Domínio da palavra
Analu Prestes em Senhor Diretor, montagem de Silvia Monte para o texto de Lygia Fagundes Telles (Foto: Alexia Maltner)
Por seu tamanho diminuto, o aconchegante Espaço Abu, em Copacabana, se destina a montagens de porte bastante reduzido. Em sintonia com essa característica, a encenação de Senhor Diretor pertence, como as iniciativas anteriores apresentadas nesse espaço, a um “teatro essencial”, destituído de elementos dispersivos (no pequeno palco, estabelecido entre duas arquibancadas, há apenas uma cadeira) e centrado no texto e na interpretação.
Mesmo diante desse despojamento quase absoluto, a montagem dirigida por Silvia Monte evidencia algum excesso nas dispensáveis projeções do nome do jornal e da tela de cinema, sinalizações visuais que localizam, sem necessidade, o público. A diretora não aproveita plenamente a restrição espacial e a escassez de objetos como proposta de linguagem.
Na transposição do material literário para a cena, Silvia Monte operou, de maneira discreta, sobre o conto de Lygia Fagundes Telles. Na verdade, esse projeto começou como leitura, já sob a condução de Silvia e com a presença de Analu Prestes, e “evoluiu” para o estágio de realização cênica.
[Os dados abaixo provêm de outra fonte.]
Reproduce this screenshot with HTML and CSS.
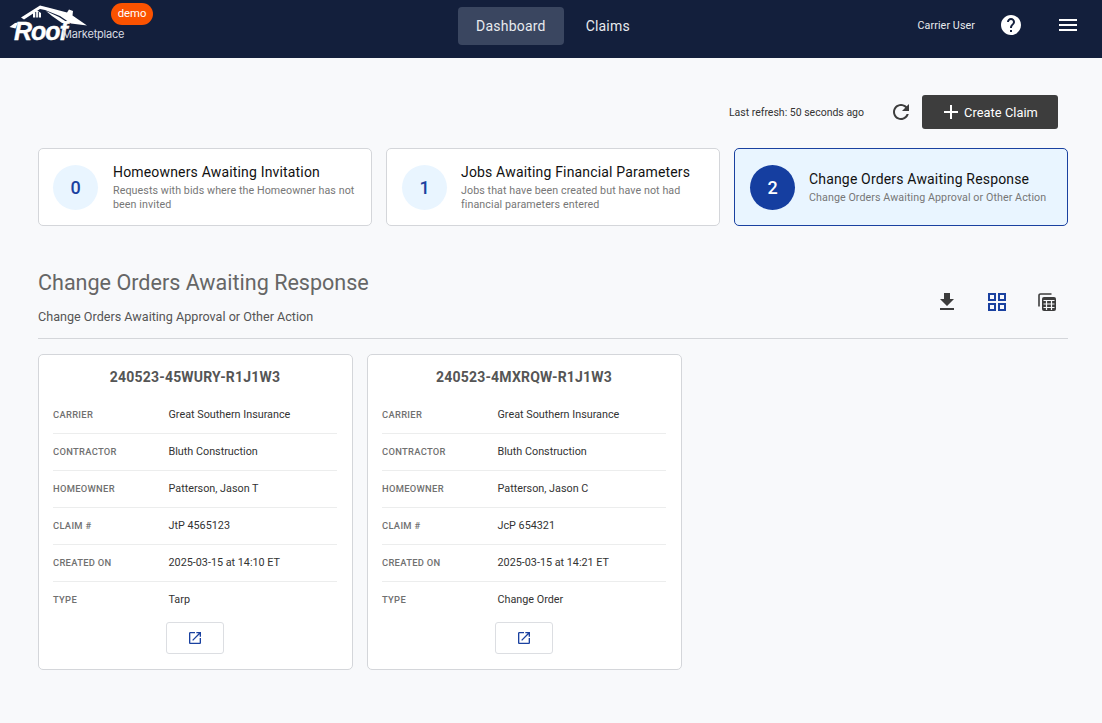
FILE: index.html
```html
<!DOCTYPE html>
<html lang="en">
<head>
    <meta charset="UTF-8">
    <meta name="viewport" content="width=device-width, initial-scale=1.0">
    <title>Roof Marketplace Dashboard</title>
    <link rel="stylesheet" href="styles.css">
</head>
<body>
    <header class="topbar">
        <div class="logo">
            <svg class="logo-roof" viewBox="0 0 100 40" width="100" height="40">
                <path d="M21 17.500 L40 5.500 L50 8 L67 12.500 L69 9.500 L73 11 L72.500 15.500 L87 25.500 L71 23.500 L60 16 L45 10 L40 9 L24 19.500 Z" fill="#fff"/>
                <path d="M46 11 L59 17 L69 23.500 L62 23 L52 16 Z" fill="#fff"/>
                <path d="M33 17.500 V13 L37 10.500 L41 13 V17.500 Z" fill="#fff"/>
                <path d="M35.700 12 V18 M38.400 12 V18" stroke="#131f3c" stroke-width="0.9"/>
                <path d="M9.500 27 L15 23 L18 22.500 L15.500 28.500 Z" fill="#fff"/>
            </svg>
            <span class="logo-roof-word">Roof</span>
            <span class="logo-market">Marketplace</span>
            <span class="demo-badge">demo</span>
        </div>
        <nav class="topnav">
            <a class="topnav-item active">Dashboard</a>
            <a class="topnav-item">Claims</a>
        </nav>
        <div class="topbar-right">
            <span class="user-name">Carrier User</span>
            <svg class="help-icon" viewBox="0 0 24 24" width="24" height="24"><path fill="#fff" d="M12 2C6.48 2 2 6.48 2 12s4.48 10 10 10 10-4.48 10-10S17.52 2 12 2zm1 17h-2v-2h2v2zm2.07-7.75l-.9.92C13.45 12.9 13 13.5 13 15h-2v-.5c0-1.1.45-2.1 1.17-2.83l1.24-1.26c.37-.36.59-.86.59-1.41 0-1.1-.9-2-2-2s-2 .9-2 2H8c0-2.21 1.79-4 4-4s4 1.79 4 4c0 .88-.36 1.68-.93 2.25z"/></svg>
            <svg class="menu-icon" viewBox="0 0 24 24" width="24" height="24"><path fill="#fff" d="M3 18h18v-2H3v2zm0-5h18v-2H3v2zm0-7v2h18V6H3z"/></svg>
        </div>
    </header>

    <main class="content">
        <div class="refresh-row">
            <span class="refresh-text">Last refresh: 50 seconds ago</span>
            <svg class="refresh-icon" viewBox="0 0 24 24" width="24" height="24"><path fill="#3d3d3d" d="M17.65 6.35C16.2 4.9 14.21 4 12 4c-4.42 0-7.99 3.58-7.99 8s3.57 8 7.99 8c3.73 0 6.84-2.55 7.73-6h-2.08c-.82 2.33-3.04 4-5.65 4-3.31 0-6-2.69-6-6s2.69-6 6-6c1.66 0 3.14.69 4.22 1.78L13 11h7V4l-2.35 2.35z"/></svg>
            <button class="create-btn">
                <svg viewBox="0 0 24 24" width="24" height="24"><path fill="#fff" d="M19 13h-6v6h-2v-6H5v-2h6V5h2v6h6v2z"/></svg>
                Create Claim
            </button>
        </div>

        <section class="stat-cards">
            <div class="stat-card">
                <div class="stat-num">0</div>
                <div>
                    <div class="stat-title">Homeowners Awaiting Invitation</div>
                    <div class="stat-desc">Requests with bids where the Homeowner has not been invited</div>
                </div>
            </div>
            <div class="stat-card">
                <div class="stat-num">1</div>
                <div>
                    <div class="stat-title">Jobs Awaiting Financial Parameters</div>
                    <div class="stat-desc">Jobs that have been created but have not had financial parameters entered</div>
                </div>
            </div>
            <div class="stat-card selected">
                <div class="stat-num">2</div>
                <div>
                    <div class="stat-title">Change Orders Awaiting Response</div>
                    <div class="stat-desc">Change Orders Awaiting Approval or Other Action</div>
                </div>
            </div>
        </section>

        <section class="list-head">
            <div>
                <h2>Change Orders Awaiting Response</h2>
                <p>Change Orders Awaiting Approval or Other Action</p>
            </div>
            <div class="view-icons">
                <svg viewBox="0 0 24 24" width="24" height="24"><path fill="#3d3d3d" d="M19 9h-4V3H9v6H5l7 7 7-7zM5 18v2h14v-2H5z"/></svg>
                <svg viewBox="0 0 24 24" width="24" height="24"><path fill="#1a41a0" d="M3 3v8h8V3H3zm6 6H5V5h4v4zm-6 4v8h8v-8H3zm6 6H5v-4h4v4zm4-16v8h8V3h-8zm6 6h-4V5h4v4zm-6 4v8h8v-8h-8zm6 6h-4v-4h4v4z"/></svg>
                <svg viewBox="0 0 24 24" width="24" height="24">
                    <path fill="none" stroke="#3d3d3d" stroke-width="1.6" d="M4 16.500V5.500A1.500 1.500 0 0 1 5.500 4H16.500"/>
                    <rect x="7" y="7" width="14" height="14" rx="2" fill="#3d3d3d"/>
                    <path stroke="#f8f9fb" stroke-width="1.200" d="M8.500 10.500H19.500M8.500 14H19.500M8.500 17.500H19.500M11.500 10.500V20M16.500 10.500V20"/>
                </svg>
            </div>
        </section>

        <section class="claim-cards">
            <article class="claim-card">
                <h3>240523-45WURY-R1J1W3</h3>
                <dl>
                    <div class="row"><dt>Carrier</dt><dd>Great Southern Insurance</dd></div>
                    <div class="row"><dt>Contractor</dt><dd>Bluth Construction</dd></div>
                    <div class="row"><dt>Homeowner</dt><dd>Patterson, Jason T</dd></div>
                    <div class="row"><dt>Claim #</dt><dd>JtP 4565123</dd></div>
                    <div class="row"><dt>Created On</dt><dd>2025-03-15 at 14:10 ET</dd></div>
                    <div class="row"><dt>Type</dt><dd>Tarp</dd></div>
                </dl>
                <button class="open-btn"><svg viewBox="0 0 24 24" width="16" height="16"><path fill="#1a41a0" d="M19 19H5V5h7V3H5c-1.110 0-2 .9-2 2v14c0 1.100.89 2 2 2h14c1.100 0 2-.9 2-2v-7h-2v7zM14 3v2h3.590l-9.830 9.830 1.410 1.410L19 6.410V10h2V3h-7z"/></svg></button>
            </article>
            <article class="claim-card">
                <h3>240523-4MXRQW-R1J1W3</h3>
                <dl>
                    <div class="row"><dt>Carrier</dt><dd>Great Southern Insurance</dd></div>
                    <div class="row"><dt>Contractor</dt><dd>Bluth Construction</dd></div>
                    <div class="row"><dt>Homeowner</dt><dd>Patterson, Jason C</dd></div>
                    <div class="row"><dt>Claim #</dt><dd>JcP 654321</dd></div>
                    <div class="row"><dt>Created On</dt><dd>2025-03-15 at 14:21 ET</dd></div>
                    <div class="row"><dt>Type</dt><dd>Change Order</dd></div>
                </dl>
                <button class="open-btn"><svg viewBox="0 0 24 24" width="16" height="16"><path fill="#1a41a0" d="M19 19H5V5h7V3H5c-1.110 0-2 .9-2 2v14c0 1.100.89 2 2 2h14c1.100 0 2-.9 2-2v-7h-2v7zM14 3v2h3.590l-9.830 9.830 1.410 1.410L19 6.410V10h2V3h-7z"/></svg></button>
            </article>
        </section>
    </main>
</body>
</html>
```

FILE: styles.css
```css
* { margin: 0; padding: 0; box-sizing: border-box; }
html, body { height: 100%; }
body { font-family: Roboto, Arial, sans-serif; background: #f8f9fb; color: #111; overflow: hidden; }

.topbar { height: 58px; background: #131f3c; display: grid; grid-template-columns: 1fr auto 1fr; align-items: start; }
.logo { position: relative; height: 58px; }
.logo-roof { position: absolute; left: 0; top: 0; }
.logo-roof-word { position: absolute; left: 14px; top: 17px; font: italic 700 25px/28px "Liberation Sans", sans-serif; color: #fff; letter-spacing: -1px; -webkit-text-stroke: 0.4px #fff; }
.logo-market { position: absolute; left: 62px; top: 26px; font: 400 11px/16px Inter, sans-serif; color: #d8dbe2; letter-spacing: -0.2px; }
.demo-badge { position: absolute; left: 111px; top: 3px; width: 42px; height: 22px; border-radius: 11px; background: #fb5200; color: #fff; font-size: 11.300px; line-height: 21px; text-align: center; }

.topnav { display: flex; padding-top: 7px; margin-left: 8px; }
.topnav-item { height: 38px; padding: 0 22px; font-size: 14px; line-height: 38px; letter-spacing: 0.2px; color: #e8eaee; border-radius: 4px; }
.topnav-item.active { background: #3a4660; padding: 0 18px; }

.topbar-right { display: flex; justify-content: flex-end; align-items: center; height: 50px; padding-right: 22px; }
.user-name { font-size: 10.700px; letter-spacing: 0.1px; color: #e8eaee; margin-right: 24px; }
.help-icon { margin-right: 33px; }

.content { padding: 37px 34px 0 38px; }
.refresh-row { display: flex; justify-content: flex-end; align-items: center; height: 34px; padding-right: 10px; }
.refresh-text { font-size: 10.500px; color: #333; margin-right: 25px; }
.refresh-icon { margin-right: 9px; }
.create-btn { display: flex; align-items: center; justify-content: center; gap: 1px; width: 136px; height: 34px; padding-right: 3px; background: #3d3d3d; border: 0; border-radius: 3px; color: #fff; font: 400 12.800px Roboto, sans-serif; letter-spacing: 0.05px; }

.stat-cards { display: grid; grid-template-columns: repeat(3, 334px); gap: 14px; margin-top: 19px; }
.stat-card { display: flex; align-items: center; gap: 15px; height: 78px; padding: 0 14px; background: #fff; border: 1px solid #d4d6da; border-radius: 5px; }
.stat-card + .stat-card { gap: 14px; padding-left: 15px; }
.stat-num { flex: none; width: 45px; height: 45px; border-radius: 50%; background: #e9f5ff; color: #1a41a0; font-size: 18px; font-weight: 500; line-height: 45px; text-align: center; }
.stat-title { font-size: 14px; letter-spacing: 0.17px; line-height: 18px; color: #111; }
.stat-desc { font-size: 10.700px; letter-spacing: 0.08px; line-height: 14px; color: #777; margin-top: 3px; }
.stat-card.selected { background: #e9f5ff; border-color: #1a41a0; }
.stat-card.selected .stat-num { background: #153ea0; color: #fff; }

.list-head { display: flex; justify-content: space-between; align-items: flex-start; height: 113px; padding-top: 44px; border-bottom: 1px solid #d4d6da; }
.list-head h2 { font-size: 21.550px; font-weight: 400; line-height: 26px; color: #666; }
.list-head p { font-size: 12.600px; line-height: 16px; color: #555; margin-top: 13px; }
.view-icons { display: flex; gap: 26px; padding: 20px 9px 0 0; }

.claim-cards { display: flex; gap: 14px; margin-top: 15px; }
.claim-card { width: 315px; height: 316px; background: #fff; border: 1px solid #d4d6da; border-radius: 5px; padding: 0 15px 0 14px; }
.claim-card h3 { font-size: 14px; font-weight: 700; line-height: 20px; color: #555; text-align: center; padding-top: 12px; height: 42px; letter-spacing: 0.2px; }
.row { display: flex; align-items: center; height: 37px; padding-bottom: 2px; border-bottom: 1px solid #eceded; }
.row:last-child { border-bottom: 0; }
.row dt { width: 115.500px; font-size: 9.400px; font-weight: 500; letter-spacing: 0.3px; color: #707070; text-transform: uppercase; }
.row dd { font-size: 10.800px; color: #333; }
.open-btn { display: flex; align-items: center; justify-content: center; width: 58px; height: 32px; margin: 3px auto 0; background: #fff; border: 1px solid #dcdee2; border-radius: 3px; }
```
Vale mencionar, inclusive, que a diretora está à frente de leituras (prática a qual costuma se dedicar) de textos de Lygia, também no Espaço Abu, com frequência mensal.
Em relação a Senhor Diretor, o conto original oscila a primeira e a terceira pessoa no retrato de uma professora aposentada e reprimida sexualmente – informação destacada, desde o início, através da citação à conhecida e polêmica cena de O Último Tango em Paris (1972), filme de Bernardo Bertolucci – que, em meio à formulação de uma carta ao diretor de um jornal, dá vazão a um processo de autoanálise. Ao externar, num fluxo de pensamento, barreiras decorrentes de uma educação castradora, a personagem mergulha em viagem interiorizada. Silvia Monte prioriza o estado emocional da professora em detrimento da estrutura de escrita e, assim, aproxima o texto do espectador.
Além disso, Silvia Monte valoriza o trabalho de Analu Prestes. A parceria criativa de ambas fica especialmente sugerida no instante em que a diretora leva a atriz a romper com o registro contido e natural para assumir certa estilização e uma exaltação física que redimensionam um trecho do conto. É possivelmente o momento em que Silvia, em conexão com Analu, mais imprime sua assinatura. A atuação de Analu Prestes é enriquecida por inflexões variadas, colorido vocal, mas sem incorrer em maneirismos. O afastamento de uma abordagem linear do texto se deve à sua compreensão verticalizada da personagem.
Ainda que a limitação espacial não tenha sido utilizada em prol de uma elaboração refinada e sutil das criações constitutivas da montagem, Senhor Diretor proporciona ao público um encontro com a palavra e com uma atriz que domina o seu ofício.
SENHOR DIRETOR – Texto de Lygia Fagundes Telles. Direção de Silvia Monte. Com Analu Prestes. Espaço Abu (Av. Nossa Senhora de Copacabana 249 – Loja E). De sex. a dom., às 20h. Ingressos: R$ 100,00 e R$ 50,00 (meia-entrada).